Fast forward a few years, and I got to pass on Yiddish to the next generation. I loved when my daughter and son creatively twisted Yiddish like pretzels into our dialogues. Availing herself of a sample, my daughter announced, “I schnorred (begged) some teriyaki chicken!”

When my poor sense of direction got us lost en route to a playground and we ended up at a more fun one, my son piped up from the back seat, “We farblunje-ed (got lost) our way to stardom!”

As I reached my long-awaited status of expectant grandmother, friends and relatives regaled me with predictions of the pleasures to come. I listened, I nodded, I said I couldn’t wait… but when the baby came, I was wholly unprepared for the awe I felt. 

Seeing, hearing, holding, smelling this tiny being and the three more in years to come, witnessing my children, my babies, be loving, competent parents! No words could capture the wonderfulness of all this. No English words, that is. But Yiddish words could. Holding each grandchild was a shear machaya (pleasure, deliciousness). Watching my son and daughter gently give their newborns a sponge bath I was verklempt (choked up with emotion). 

And these days when my children text me photos (3-year-old granddaughter dancing), responding “Cute!” doesn’t suffice. A hug emoji or love tapback couldn’t either. No, if it’s an especially endearing photo, I respond, “I’m plotzing!” (exploding or collapsing). And my children text back, “We knew you’d say that.” 

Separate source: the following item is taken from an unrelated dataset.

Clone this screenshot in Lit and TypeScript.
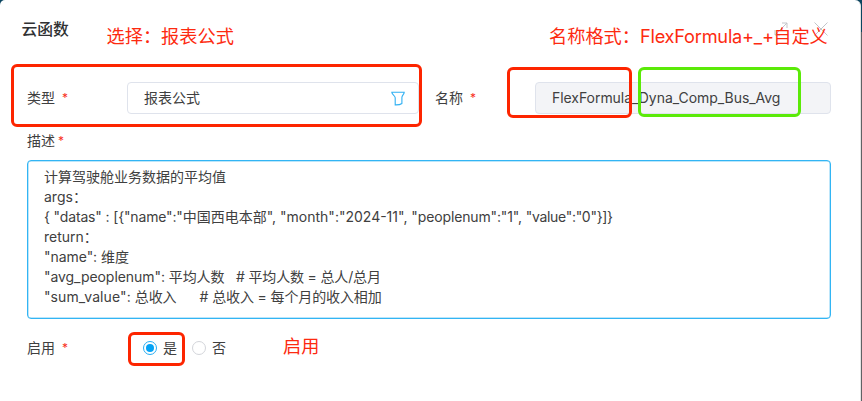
import { LitElement, html, css } from "lit";
import { customElement } from "lit/decorators.js";

type Run = [text: string, spacing: number];

@customElement("app-root")
export class AppRoot extends LitElement {
  static styles = css`
    :host {
      display: block;
      position: relative;
      width: 862px;
      height: 401px;
      overflow: hidden;
      background: linear-gradient(#0b4560 0 32px, #606164 32px);
      font: 14px/20px Inter, "Noto Sans CJK SC", sans-serif;
      color: #404040;
    }
    * { box-sizing: border-box; }
    .dialog {
      width: 861px;
      height: 401px;
      background: #fff;
      border-radius: 5px 6px 0 0;
      border-right: 1px solid #e4e4e4;
      padding: 17px 29px 0 27px;
    }
    header {
      display: flex;
      align-items: center;
      justify-content: space-between;
      height: 24px;
      margin: 0 3px 0 -5.5px;
    }
    h1 { margin: 1px 0 0; font-size: 15.8px; font-weight: 500; line-height: 24px; color: #303133; }
    .tools { display: flex; gap: 26px; }
    .tools svg { fill: none; stroke: #c3c5c9; stroke-width: 1; display: block; }
    .row { display: flex; align-items: center; white-space: pre; }
    .first { height: 32px; margin-top: 41px; }
    .label { display: flex; width: 100px; }
    .name { width: 100px; margin-left: 16px; }
    .req { color: #f8301c; margin-left: 7px; font-size: 12px; }
    .input {
      display: flex;
      align-items: center;
      justify-content: space-between;
      width: 292px;
      height: 32px;
      border: 1px solid #dfe3ec;
      border-radius: 4px;
      padding: 0 13px 0 16px;
    }
    .disabled { width: 296px; background: #f3f4f7; letter-spacing: -0.05px; }
    .input svg { fill: none; stroke: #2fb0f2; stroke-width: 1.1; }
    .desc { margin-top: 17px; height: 20px; }
    .desc .req { margin-left: 3px; }
    .area {
      height: 159px;
      margin: 9px 0 0;
      width: 804px;
      border: 1px solid #32b5f4;
      box-shadow: inset 0 0 0 0.5px #7bcdf5;
      border-radius: 4px;
      padding: 6px 16px;
      white-space: pre;
    }
    .line { height: 20px; }
    .radios { margin-top: 19px; height: 20px; }
    .opt { display: flex; align-items: center; }
    .opt + .opt { margin-left: 15px; }
    .radio {
      display: grid;
      place-items: center;
      width: 14px;
      height: 14px;
      border: 1px solid #d3d5da;
      border-radius: 50%;
      margin-right: 6px;
    }
    .on { border-color: #27adf3; }
    .on::after { content: ""; width: 8px; height: 8px; border-radius: 50%; background: #05a3f5; }
    .yes { margin-left: 16px; }
    .mark { position: absolute; border: 3px solid #fd2500; border-radius: 6px; }
    .m1 { left: 11px; top: 64px; width: 411px; height: 63px; }
    .m2 { left: 507px; top: 67px; width: 125px; height: 51px; }
    .m3 { left: 638px; top: 67px; width: 163px; height: 50px; border-color: #5bea08; }
    .m4 { left: 128px; top: 332px; width: 57px; height: 34px; }
    .note { position: absolute; font-size: 18.2px; line-height: 26px; color: #fd2a10; white-space: pre; }
    .n1 { left: 106.5px; top: 23px; }
    .n2 { left: 549px; top: 23px; }
    .n2 .code { letter-spacing: -0.23px; margin-right: -0.5px; }
    .n3 { left: 283px; top: 333px; }
  `;

  private lines: Run[][] = [
    [["计算驾驶舱业务数据的平均值", 0]],
    [["args：", 0]],
    [
      ['{ "datas" : [{"name":"', -0.15],
      ['中国西电本部", "month":"2024-11", ', 0],
      ['"peoplenum":"1", ', -0.14],
      ['"value":"0"}]}', -0.3],
    ],
    [["return：", 0]],
    [['"name": ', -0.05], ["维度", 0]],
    [['"avg_peoplenum": ', -0.06], ["平均人数   # ", -0.1], ["平均人数 = 总人/总月", -0.16]],
    [['"sum_value": ', 0.1], ["总收入      # ", -0.1], ["总收入 = 每个月的收入相加", -0.12]],
  ];

  render() {
    return html`
      <div class="dialog">
        <header>
          <h1>云函数</h1>
          <div class="tools">
            <svg width="14" height="14" viewBox="0 0 14 14"><path d="M1 13 13 1M8 1h5v5M1 8v5h5" /></svg>
            <svg width="14" height="14" viewBox="0 0 14 14"><path d="M.5.5l13 13M13.5.5l-13 13" /></svg>
          </div>
        </header>
        <div class="row first">
          <div class="label">类型<span class="req">*</span></div>
          <div class="input">
            <span>报表公式</span>
            <svg width="14" height="15" viewBox="0 0 14 15">
              <path d="M.8 1.2h12.4c0 2.3-2.300 3-2.300 5.200v6.100c-1.800 1.300-4.300 1.500-6.700 1.400V6.800C4.200 4.500.8 3.600.8 1.200Z" />
            </svg>
          </div>
          <div class="label name">名称<span class="req">*</span></div>
          <div class="input disabled"><span>FlexFormula_Dyna_Comp_Bus_Avg</span></div>
        </div>
        <div class="row desc"><div class="label">描述<span class="req">*</span></div></div>
        <div class="area">${this.lines.map(
          (runs) => html`<div class="line">${runs.map(
            ([text, spacing]) => html`<span style="letter-spacing:${spacing}px">${text}</span>`
          )}</div>`
        )}</div>
        <div class="row radios">
          <div class="label">启用<span class="req">*</span></div>
          <div class="opt yes"><i class="radio on"></i>是</div>
          <div class="opt"><i class="radio"></i>否</div>
        </div>
      </div>
      <div class="mark m1"></div>
      <div class="mark m2"></div>
      <div class="mark m3"></div>
      <div class="mark m4"></div>
      <div class="note n1">选择：报表公式</div>
      <div class="note n2">名称格式：<span class="code">FlexFormula+_+</span>自定义</div>
      <div class="note n3">启用</div>
    `;
  }
}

After I distributed author copies of “Gracie Brings Back Bubbe’s Smile, my 3-year-old granddaughter, in the middle of doing a puzzle, surprised me with lines she’d memorized from the book, “Kvetch kvetch kvetch. That sounds like complaining.” How I kvelled (swelled with pride)!

And when my 6-year-old grandson FaceTimed me to say, “Mazel tov, Grammy! I was going to call you before, but I was noshing on an apple,” well, you can just imagine how I kvelled from that! 

Yiddish has been the super glue that bonded me with my grandparents, my parents, my in-laws, my children… all the way to my grandchildren.

From these colorful, apt expressions, five generations of my family have shepped naches (derived joy).